Suivant les dispositions de l'article 34 de la Loi de 2015, vous êtes dans l'obligation de quitter le territoire endéans un délai de 30 jours à compter du jour où la présente décision sera coulée en force de chose décidée respectivement en force de chose jugée, à destination de l'Irak, ou de tout autre pays dans lequel vous êtes autorisée à séjourner. (…) ».

Par requête déposée au greffe du tribunal administratif le 10 octobre 2023, Monsieur (A) fit introduire un recours tendant à la réformation, sinon à l’annulation de la décision précitée du ministre du 15 septembre 2023 portant rejet de sa demande de protection internationale et de l’ordre de quitter le territoire contenu dans le même acte.

Par jugement du 21 janvier 2025, le tribunal administratif déclara non fondé ce recours en réformation en ses deux volets, partant en débouta, le tout en disant qu’il n’y avait pas lieu de statuer sur le recours subsidiaire en annulation et en condamnant le demandeur aux frais et dépens de l’instance.

Par requête d’appel déposée au greffe de la Cour administrative le 20 février 2025, Monsieur (A) a régulièrement fait entreprendre le jugement du 21 janvier 2025.

L’appelant déclare maintenir l’ensemble de ses déclarations et moyens et reproche aux premiers juges d’avoir rejeté sa demande de protection internationale dans ses deux volets et il conclut partant à voir réformer le jugement a quo et à se faire reconnaître le statut de réfugié, sinon une protection subsidiaire.

En premier lieu, il estime que le risque d'être tué dans le cadre d'une vendetta liée à l’incident de juillet 2013 ayant impliqué son frère, d’une part, et de subir des représailles des autorités irakiennes pour avoir ravitaillé le PKK en 2021, d’autre part, rentreraient dans le champ d'application de la Convention de Genève du 28 juillet 1951 relative au statut des réfugiés et de la loi du 18 décembre 2015 et constitueraient des craintes d’une gravité certaine, pour justifier la reconnaissance du statut de réfugié.

Il pointe le fait que l’examen de ses craintes de persécution devrait tenir compte notamment des tensions ethniques et des conflits armés existant en Irak et, plus particulièrement, dans la région autonome du Kurdistan.

En ordre subsidiaire, ces mêmes craintes constitueraient des motifs sérieux et avérés permettant de croire qu'il court un risque réel de subir des atteintes graves telles que définies aux articles 48, point b), de la loi du 18 décembre 2015, sinon de subir des atteintes définies aux articles 48, points a) et c), de ladite loi de 2015, de sorte à justifier pour le moins l'octroi d’une protection subsidiaire.

Concernant plus particulièrement sa crainte de subir des représailles de la part des proches du marchand décédé et des poursuites de l' « Asayish », il relève que son cousin aurait été arrêté et emprisonné pour collaboration avec le PKK et qu’il craindrait d’être soumis à des sanctions similaires, voire plus graves.

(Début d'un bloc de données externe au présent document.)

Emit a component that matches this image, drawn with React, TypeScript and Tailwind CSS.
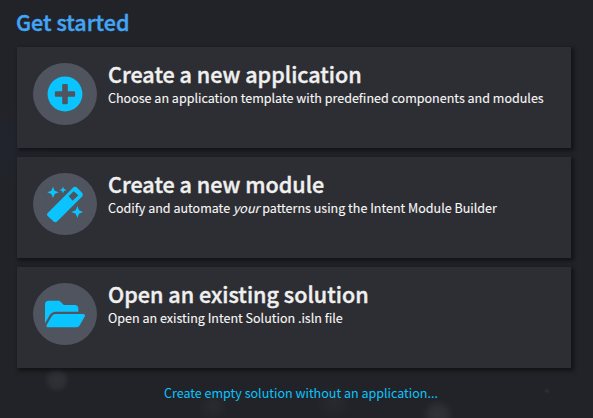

Il risquerait encore de subir des traitements inhumains et dégradants en cas d'arrestation par les forces de l'« Asayish ».

7 Enfin la situation sécuritaire au Kurdistan irakien serait marquée par des conflits internes entre différents groupes kurdes ainsi que par des affrontements armés avec des forces armées externes, originaires de Turquie et d'Iran, et ces conflits créeraient un climat de violence aveugle exposant les civils à des risques graves et individuels. Ainsi, lui-même, en raison de son implication présumée avec le PKK, constituerait une cible privilégiée dans ce contexte de violence.

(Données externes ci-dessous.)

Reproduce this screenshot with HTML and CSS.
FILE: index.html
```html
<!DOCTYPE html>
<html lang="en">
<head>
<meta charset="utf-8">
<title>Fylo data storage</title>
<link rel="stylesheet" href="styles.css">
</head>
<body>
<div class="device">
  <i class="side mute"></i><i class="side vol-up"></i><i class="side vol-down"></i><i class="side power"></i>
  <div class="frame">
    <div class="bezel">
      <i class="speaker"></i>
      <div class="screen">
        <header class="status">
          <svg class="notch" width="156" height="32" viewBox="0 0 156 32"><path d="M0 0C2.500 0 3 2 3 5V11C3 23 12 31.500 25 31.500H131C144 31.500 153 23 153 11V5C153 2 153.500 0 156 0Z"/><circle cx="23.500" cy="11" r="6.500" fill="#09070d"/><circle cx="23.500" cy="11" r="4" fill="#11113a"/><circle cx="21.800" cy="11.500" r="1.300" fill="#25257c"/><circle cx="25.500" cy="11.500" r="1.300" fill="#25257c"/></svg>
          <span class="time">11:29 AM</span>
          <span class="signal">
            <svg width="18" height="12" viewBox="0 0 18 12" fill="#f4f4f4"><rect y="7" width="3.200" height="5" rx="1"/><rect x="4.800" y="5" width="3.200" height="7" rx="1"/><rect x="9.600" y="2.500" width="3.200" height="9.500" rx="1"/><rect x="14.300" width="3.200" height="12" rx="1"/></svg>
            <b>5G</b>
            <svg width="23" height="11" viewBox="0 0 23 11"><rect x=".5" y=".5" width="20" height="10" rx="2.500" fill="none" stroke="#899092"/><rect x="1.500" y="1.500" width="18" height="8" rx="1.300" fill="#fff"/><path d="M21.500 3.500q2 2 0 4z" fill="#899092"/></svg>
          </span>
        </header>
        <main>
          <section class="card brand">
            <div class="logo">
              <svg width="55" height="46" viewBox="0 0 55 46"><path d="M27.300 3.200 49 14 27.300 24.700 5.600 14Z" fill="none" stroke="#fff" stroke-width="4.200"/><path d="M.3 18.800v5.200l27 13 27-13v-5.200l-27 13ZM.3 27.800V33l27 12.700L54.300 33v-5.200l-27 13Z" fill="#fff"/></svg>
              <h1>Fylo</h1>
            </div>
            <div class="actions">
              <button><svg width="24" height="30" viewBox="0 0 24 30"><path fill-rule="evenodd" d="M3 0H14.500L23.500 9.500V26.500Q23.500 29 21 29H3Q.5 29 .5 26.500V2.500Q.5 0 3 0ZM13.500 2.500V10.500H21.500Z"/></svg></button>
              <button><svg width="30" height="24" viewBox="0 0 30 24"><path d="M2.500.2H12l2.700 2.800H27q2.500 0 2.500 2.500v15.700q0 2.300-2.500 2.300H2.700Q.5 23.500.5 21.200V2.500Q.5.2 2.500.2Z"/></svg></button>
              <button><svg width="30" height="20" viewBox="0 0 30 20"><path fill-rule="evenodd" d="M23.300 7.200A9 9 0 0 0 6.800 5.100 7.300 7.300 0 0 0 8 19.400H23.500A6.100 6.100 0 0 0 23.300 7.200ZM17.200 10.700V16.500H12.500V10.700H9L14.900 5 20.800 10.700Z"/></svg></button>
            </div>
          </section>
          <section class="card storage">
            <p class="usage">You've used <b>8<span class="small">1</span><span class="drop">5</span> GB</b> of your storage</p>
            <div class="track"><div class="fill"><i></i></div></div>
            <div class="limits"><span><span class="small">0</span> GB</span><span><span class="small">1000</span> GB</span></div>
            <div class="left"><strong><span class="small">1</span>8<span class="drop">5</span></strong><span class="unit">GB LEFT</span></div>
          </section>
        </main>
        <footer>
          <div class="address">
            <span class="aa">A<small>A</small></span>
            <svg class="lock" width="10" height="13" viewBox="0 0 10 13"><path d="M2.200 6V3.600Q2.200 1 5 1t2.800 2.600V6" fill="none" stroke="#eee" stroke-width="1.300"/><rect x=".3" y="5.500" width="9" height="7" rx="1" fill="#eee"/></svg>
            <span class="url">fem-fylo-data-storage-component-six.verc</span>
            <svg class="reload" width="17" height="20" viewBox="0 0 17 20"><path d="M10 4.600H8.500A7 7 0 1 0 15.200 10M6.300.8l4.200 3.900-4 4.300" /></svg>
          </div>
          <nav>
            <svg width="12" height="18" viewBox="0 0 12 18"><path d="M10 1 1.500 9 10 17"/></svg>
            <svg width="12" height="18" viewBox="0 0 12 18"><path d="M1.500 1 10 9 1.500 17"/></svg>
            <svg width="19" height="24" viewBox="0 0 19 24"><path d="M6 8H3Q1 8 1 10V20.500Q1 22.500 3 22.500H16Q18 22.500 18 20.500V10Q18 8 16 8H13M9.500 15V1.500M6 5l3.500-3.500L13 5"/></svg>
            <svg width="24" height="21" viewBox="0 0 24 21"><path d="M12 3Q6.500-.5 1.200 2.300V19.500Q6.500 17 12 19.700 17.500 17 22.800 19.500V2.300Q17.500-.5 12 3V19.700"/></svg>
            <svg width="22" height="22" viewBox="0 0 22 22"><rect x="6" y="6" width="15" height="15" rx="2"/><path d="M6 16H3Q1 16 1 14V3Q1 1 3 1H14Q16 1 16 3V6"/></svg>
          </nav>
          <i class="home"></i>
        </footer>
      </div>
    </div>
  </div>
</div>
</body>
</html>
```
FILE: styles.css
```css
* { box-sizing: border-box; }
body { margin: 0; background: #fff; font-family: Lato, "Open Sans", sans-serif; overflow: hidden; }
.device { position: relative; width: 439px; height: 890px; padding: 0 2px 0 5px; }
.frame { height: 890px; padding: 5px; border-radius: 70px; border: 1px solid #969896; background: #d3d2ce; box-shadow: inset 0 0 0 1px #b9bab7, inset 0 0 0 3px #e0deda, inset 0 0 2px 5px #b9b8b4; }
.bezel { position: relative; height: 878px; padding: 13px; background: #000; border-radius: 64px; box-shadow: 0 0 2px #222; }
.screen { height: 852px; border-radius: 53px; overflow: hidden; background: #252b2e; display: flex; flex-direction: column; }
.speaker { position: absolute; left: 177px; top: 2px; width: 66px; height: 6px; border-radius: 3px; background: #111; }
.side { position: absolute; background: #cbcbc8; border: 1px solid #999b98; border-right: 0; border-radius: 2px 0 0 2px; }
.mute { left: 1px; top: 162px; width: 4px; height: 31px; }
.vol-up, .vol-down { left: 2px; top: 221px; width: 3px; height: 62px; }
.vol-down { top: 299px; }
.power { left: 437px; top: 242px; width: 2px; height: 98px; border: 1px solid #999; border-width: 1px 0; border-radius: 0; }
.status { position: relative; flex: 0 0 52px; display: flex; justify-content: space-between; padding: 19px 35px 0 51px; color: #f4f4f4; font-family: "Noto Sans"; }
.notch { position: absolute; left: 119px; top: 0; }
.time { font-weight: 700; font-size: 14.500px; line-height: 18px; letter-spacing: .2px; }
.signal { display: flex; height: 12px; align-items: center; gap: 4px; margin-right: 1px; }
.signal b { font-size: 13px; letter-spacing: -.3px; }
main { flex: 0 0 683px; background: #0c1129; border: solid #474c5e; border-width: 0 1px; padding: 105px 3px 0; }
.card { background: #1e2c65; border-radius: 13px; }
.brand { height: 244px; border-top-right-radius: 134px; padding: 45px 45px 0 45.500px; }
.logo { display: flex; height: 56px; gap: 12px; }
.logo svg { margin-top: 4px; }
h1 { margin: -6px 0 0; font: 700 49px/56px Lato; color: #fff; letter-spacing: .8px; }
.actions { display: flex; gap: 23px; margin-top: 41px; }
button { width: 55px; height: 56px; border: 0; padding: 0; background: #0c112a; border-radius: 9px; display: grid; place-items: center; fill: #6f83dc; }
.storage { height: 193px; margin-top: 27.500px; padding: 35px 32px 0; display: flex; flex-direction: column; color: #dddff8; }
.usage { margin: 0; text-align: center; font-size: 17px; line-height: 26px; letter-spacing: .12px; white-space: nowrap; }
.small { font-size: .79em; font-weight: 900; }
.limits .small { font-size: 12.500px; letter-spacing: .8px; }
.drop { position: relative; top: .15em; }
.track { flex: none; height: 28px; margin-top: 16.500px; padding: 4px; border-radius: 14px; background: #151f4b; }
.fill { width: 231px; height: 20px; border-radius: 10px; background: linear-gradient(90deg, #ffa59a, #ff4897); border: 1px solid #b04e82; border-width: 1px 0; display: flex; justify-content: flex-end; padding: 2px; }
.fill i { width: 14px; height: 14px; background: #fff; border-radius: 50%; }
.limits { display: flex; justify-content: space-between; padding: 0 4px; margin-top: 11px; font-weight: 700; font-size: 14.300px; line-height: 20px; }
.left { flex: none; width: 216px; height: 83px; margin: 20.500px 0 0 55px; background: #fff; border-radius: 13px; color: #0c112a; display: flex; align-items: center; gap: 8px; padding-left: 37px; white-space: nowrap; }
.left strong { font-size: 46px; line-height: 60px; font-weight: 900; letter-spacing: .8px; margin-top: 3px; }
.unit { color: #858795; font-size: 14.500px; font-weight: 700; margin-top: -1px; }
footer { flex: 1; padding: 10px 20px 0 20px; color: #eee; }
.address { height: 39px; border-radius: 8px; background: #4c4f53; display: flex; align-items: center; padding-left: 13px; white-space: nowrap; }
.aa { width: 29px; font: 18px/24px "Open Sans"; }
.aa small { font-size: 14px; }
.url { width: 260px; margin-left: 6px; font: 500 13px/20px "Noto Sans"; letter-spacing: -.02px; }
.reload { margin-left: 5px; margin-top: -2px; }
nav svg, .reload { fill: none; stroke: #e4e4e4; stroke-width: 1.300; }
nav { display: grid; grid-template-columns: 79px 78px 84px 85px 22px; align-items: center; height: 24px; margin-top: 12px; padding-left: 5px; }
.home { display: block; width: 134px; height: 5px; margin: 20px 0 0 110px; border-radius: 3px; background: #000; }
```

L’appelant demande par ailleurs de voir annuler l'ordre de quitter le territoire en conséquence de l’octroi d’une protection internationale.

Il insiste sur ce que son refoulement vers l'Irak serait contraire au principe de non refoulement tel que prévu tant à l'article 3 de la Convention européenne des droits de l'homme (« CEDH »), qu’aux articles 1er et 3 de la Convention des Nations-Unies contre la torture et autres peines ou traitements cruels, inhumains ou dégradants, 33 de la Convention de Genève et 14 de la loi du 28 mars 1972 sur l'entrée et le séjour des étrangers et qu’il se heurterait encore au principe de précaution et à l’article 8 de la CEDH.

De son côté, le délégué du gouvernement conclut en substance à la confirmation intégrale du jugement entrepris et de la décision ministérielle litigieuse, les deux tablant sur des appréciations justes tant en droit qu’en fait.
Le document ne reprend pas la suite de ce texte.